In this exercise, return the whole listing exactly, excluding any images.
# RECORDED INFORMATION start
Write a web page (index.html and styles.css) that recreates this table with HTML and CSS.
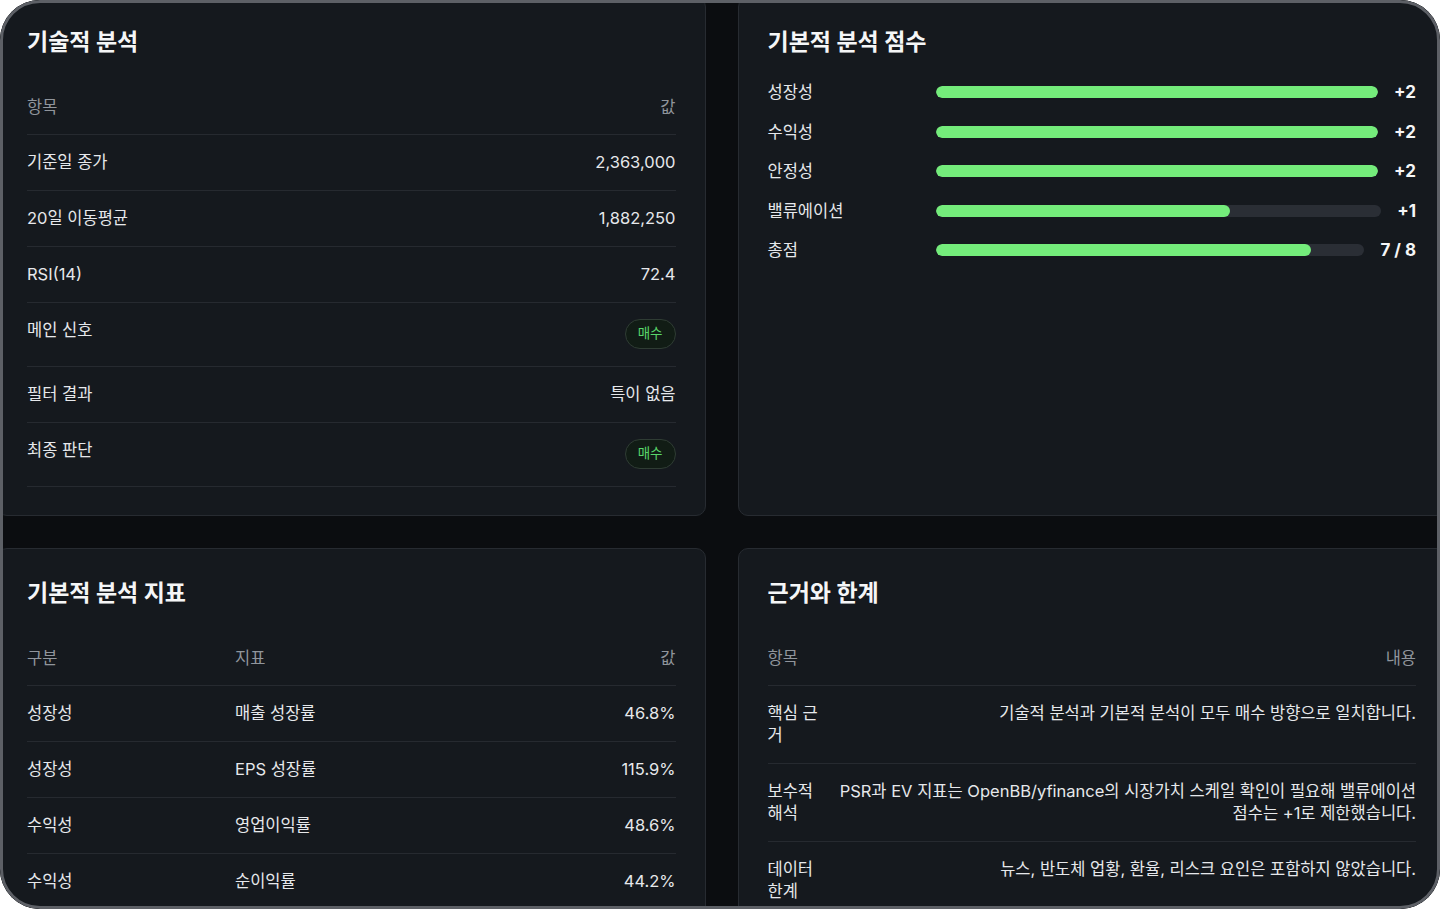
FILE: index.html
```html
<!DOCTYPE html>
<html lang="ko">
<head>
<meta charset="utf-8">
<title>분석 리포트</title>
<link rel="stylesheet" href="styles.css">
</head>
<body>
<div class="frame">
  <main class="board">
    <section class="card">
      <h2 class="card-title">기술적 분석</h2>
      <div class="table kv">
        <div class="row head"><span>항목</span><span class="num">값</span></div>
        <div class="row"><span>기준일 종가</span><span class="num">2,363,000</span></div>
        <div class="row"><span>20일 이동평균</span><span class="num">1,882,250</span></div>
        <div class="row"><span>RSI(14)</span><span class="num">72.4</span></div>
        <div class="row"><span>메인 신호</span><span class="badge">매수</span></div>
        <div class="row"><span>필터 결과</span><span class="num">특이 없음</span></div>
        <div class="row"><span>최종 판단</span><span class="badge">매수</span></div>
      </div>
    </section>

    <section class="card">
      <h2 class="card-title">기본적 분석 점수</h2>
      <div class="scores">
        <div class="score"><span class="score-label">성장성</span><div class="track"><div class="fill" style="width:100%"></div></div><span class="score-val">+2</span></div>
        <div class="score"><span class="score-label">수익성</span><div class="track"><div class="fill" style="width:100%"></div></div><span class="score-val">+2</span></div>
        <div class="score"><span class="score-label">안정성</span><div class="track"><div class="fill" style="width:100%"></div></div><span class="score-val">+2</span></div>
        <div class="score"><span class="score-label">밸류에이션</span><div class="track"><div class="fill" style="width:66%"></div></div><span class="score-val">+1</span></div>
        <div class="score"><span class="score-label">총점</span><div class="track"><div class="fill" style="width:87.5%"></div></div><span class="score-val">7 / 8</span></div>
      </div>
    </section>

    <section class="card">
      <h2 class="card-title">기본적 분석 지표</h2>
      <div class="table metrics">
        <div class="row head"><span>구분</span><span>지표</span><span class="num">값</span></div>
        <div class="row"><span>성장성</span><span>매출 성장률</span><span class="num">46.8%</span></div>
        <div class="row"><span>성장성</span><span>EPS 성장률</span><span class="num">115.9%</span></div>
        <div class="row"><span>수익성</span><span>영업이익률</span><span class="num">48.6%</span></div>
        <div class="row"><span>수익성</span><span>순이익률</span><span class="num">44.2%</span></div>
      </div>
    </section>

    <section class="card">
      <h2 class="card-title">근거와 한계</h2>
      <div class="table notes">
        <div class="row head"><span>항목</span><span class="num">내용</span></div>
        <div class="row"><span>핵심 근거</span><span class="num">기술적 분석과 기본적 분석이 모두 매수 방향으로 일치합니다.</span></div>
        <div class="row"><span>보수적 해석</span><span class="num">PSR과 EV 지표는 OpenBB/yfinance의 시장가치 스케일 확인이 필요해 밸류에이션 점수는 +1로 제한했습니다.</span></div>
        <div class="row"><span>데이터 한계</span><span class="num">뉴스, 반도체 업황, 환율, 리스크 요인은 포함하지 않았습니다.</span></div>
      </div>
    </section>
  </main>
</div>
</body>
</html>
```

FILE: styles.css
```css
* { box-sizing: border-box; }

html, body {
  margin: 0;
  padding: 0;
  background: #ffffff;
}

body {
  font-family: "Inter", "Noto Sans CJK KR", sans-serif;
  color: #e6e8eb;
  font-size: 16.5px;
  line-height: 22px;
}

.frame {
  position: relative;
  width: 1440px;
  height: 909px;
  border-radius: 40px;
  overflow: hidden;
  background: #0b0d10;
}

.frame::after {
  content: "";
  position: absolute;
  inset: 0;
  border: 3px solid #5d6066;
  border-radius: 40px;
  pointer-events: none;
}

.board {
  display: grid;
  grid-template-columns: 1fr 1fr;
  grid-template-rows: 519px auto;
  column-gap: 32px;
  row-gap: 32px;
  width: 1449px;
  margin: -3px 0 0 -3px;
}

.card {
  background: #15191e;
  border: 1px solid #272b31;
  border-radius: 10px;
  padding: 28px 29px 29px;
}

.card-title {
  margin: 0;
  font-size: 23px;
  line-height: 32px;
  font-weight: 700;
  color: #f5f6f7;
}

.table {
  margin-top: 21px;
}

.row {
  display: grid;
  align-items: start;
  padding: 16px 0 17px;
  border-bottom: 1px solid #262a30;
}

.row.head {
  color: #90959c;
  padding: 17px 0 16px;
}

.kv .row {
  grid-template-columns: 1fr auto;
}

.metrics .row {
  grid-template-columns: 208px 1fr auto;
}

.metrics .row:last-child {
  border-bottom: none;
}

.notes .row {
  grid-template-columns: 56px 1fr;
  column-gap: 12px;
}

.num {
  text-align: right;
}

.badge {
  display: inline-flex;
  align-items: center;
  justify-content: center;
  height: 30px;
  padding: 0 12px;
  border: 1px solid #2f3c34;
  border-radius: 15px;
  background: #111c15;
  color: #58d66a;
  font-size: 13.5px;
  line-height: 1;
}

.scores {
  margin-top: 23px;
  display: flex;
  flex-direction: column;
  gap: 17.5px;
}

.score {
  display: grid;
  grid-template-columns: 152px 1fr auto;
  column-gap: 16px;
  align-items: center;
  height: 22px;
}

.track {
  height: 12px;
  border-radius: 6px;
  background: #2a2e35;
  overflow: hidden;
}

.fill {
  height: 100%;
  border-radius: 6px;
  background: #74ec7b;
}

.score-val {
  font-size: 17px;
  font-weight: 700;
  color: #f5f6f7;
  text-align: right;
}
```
# RECORDED INFORMATION end
* WORKED ANSWER:
Write a web page (index.html and styles.css) that recreates this table with HTML and CSS.
FILE: index.html
```html
<!DOCTYPE html>
<html lang="ko">
<head>
<meta charset="utf-8">
<title>분석 리포트</title>
<link rel="stylesheet" href="styles.css">
</head>
<body>
<div class="frame">
  <main class="board">
    <section class="card">
      <h2 class="card-title">기술적 분석</h2>
      <div class="table kv">
        <div class="row head"><span>항목</span><span class="num">값</span></div>
        <div class="row"><span>기준일 종가</span><span class="num">2,363,000</span></div>
        <div class="row"><span>20일 이동평균</span><span class="num">1,882,250</span></div>
        <div class="row"><span>RSI(14)</span><span class="num">72.4</span></div>
        <div class="row"><span>메인 신호</span><span class="badge">매수</span></div>
        <div class="row"><span>필터 결과</span><span class="num">특이 없음</span></div>
        <div class="row"><span>최종 판단</span><span class="badge">매수</span></div>
      </div>
    </section>

    <section class="card">
      <h2 class="card-title">기본적 분석 점수</h2>
      <div class="scores">
        <div class="score"><span class="score-label">성장성</span><div class="track"><div class="fill" style="width:100%"></div></div><span class="score-val">+2</span></div>
        <div class="score"><span class="score-label">수익성</span><div class="track"><div class="fill" style="width:100%"></div></div><span class="score-val">+2</span></div>
        <div class="score"><span class="score-label">안정성</span><div class="track"><div class="fill" style="width:100%"></div></div><span class="score-val">+2</span></div>
        <div class="score"><span class="score-label">밸류에이션</span><div class="track"><div class="fill" style="width:66%"></div></div><span class="score-val">+1</span></div>
        <div class="score"><span class="score-label">총점</span><div class="track"><div class="fill" style="width:87.5%"></div></div><span class="score-val">7 / 8</span></div>
      </div>
    </section>

    <section class="card">
      <h2 class="card-title">기본적 분석 지표</h2>
      <div class="table metrics">
        <div class="row head"><span>구분</span><span>지표</span><span class="num">값</span></div>
        <div class="row"><span>성장성</span><span>매출 성장률</span><span class="num">46.8%</span></div>
        <div class="row"><span>성장성</span><span>EPS 성장률</span><span class="num">115.9%</span></div>
        <div class="row"><span>수익성</span><span>영업이익률</span><span class="num">48.6%</span></div>
        <div class="row"><span>수익성</span><span>순이익률</span><span class="num">44.2%</span></div>
      </div>
    </section>

    <section class="card">
      <h2 class="card-title">근거와 한계</h2>
      <div class="table notes">
        <div class="row head"><span>항목</span><span class="num">내용</span></div>
        <div class="row"><span>핵심 근거</span><span class="num">기술적 분석과 기본적 분석이 모두 매수 방향으로 일치합니다.</span></div>
        <div class="row"><span>보수적 해석</span><span class="num">PSR과 EV 지표는 OpenBB/yfinance의 시장가치 스케일 확인이 필요해 밸류에이션 점수는 +1로 제한했습니다.</span></div>
        <div class="row"><span>데이터 한계</span><span class="num">뉴스, 반도체 업황, 환율, 리스크 요인은 포함하지 않았습니다.</span></div>
      </div>
    </section>
  </main>
</div>
</body>
</html>
```

FILE: styles.css
```css
* { box-sizing: border-box; }

html, body {
  margin: 0;
  padding: 0;
  background: #ffffff;
}

body {
  font-family: "Inter", "Noto Sans CJK KR", sans-serif;
  color: #e6e8eb;
  font-size: 16.5px;
  line-height: 22px;
}

.frame {
  position: relative;
  width: 1440px;
  height: 909px;
  border-radius: 40px;
  overflow: hidden;
  background: #0b0d10;
}

.frame::after {
  content: "";
  position: absolute;
  inset: 0;
  border: 3px solid #5d6066;
  border-radius: 40px;
  pointer-events: none;
}

.board {
  display: grid;
  grid-template-columns: 1fr 1fr;
  grid-template-rows: 519px auto;
  column-gap: 32px;
  row-gap: 32px;
  width: 1449px;
  margin: -3px 0 0 -3px;
}

.card {
  background: #15191e;
  border: 1px solid #272b31;
  border-radius: 10px;
  padding: 28px 29px 29px;
}

.card-title {
  margin: 0;
  font-size: 23px;
  line-height: 32px;
  font-weight: 700;
  color: #f5f6f7;
}

.table {
  margin-top: 21px;
}

.row {
  display: grid;
  align-items: start;
  padding: 16px 0 17px;
  border-bottom: 1px solid #262a30;
}

.row.head {
  color: #90959c;
  padding: 17px 0 16px;
}

.kv .row {
  grid-template-columns: 1fr auto;
}

.metrics .row {
  grid-template-columns: 208px 1fr auto;
}

.metrics .row:last-child {
  border-bottom: none;
}

.notes .row {
  grid-template-columns: 56px 1fr;
  column-gap: 12px;
}

.num {
  text-align: right;
}

.badge {
  display: inline-flex;
  align-items: center;
  justify-content: center;
  height: 30px;
  padding: 0 12px;
  border: 1px solid #2f3c34;
  border-radius: 15px;
  background: #111c15;
  color: #58d66a;
  font-size: 13.5px;
  line-height: 1;
}

.scores {
  margin-top: 23px;
  display: flex;
  flex-direction: column;
  gap: 17.5px;
}

.score {
  display: grid;
  grid-template-columns: 152px 1fr auto;
  column-gap: 16px;
  align-items: center;
  height: 22px;
}

.track {
  height: 12px;
  border-radius: 6px;
  background: #2a2e35;
  overflow: hidden;
}

.fill {
  height: 100%;
  border-radius: 6px;
  background: #74ec7b;
}

.score-val {
  font-size: 17px;
  font-weight: 700;
  color: #f5f6f7;
  text-align: right;
}
```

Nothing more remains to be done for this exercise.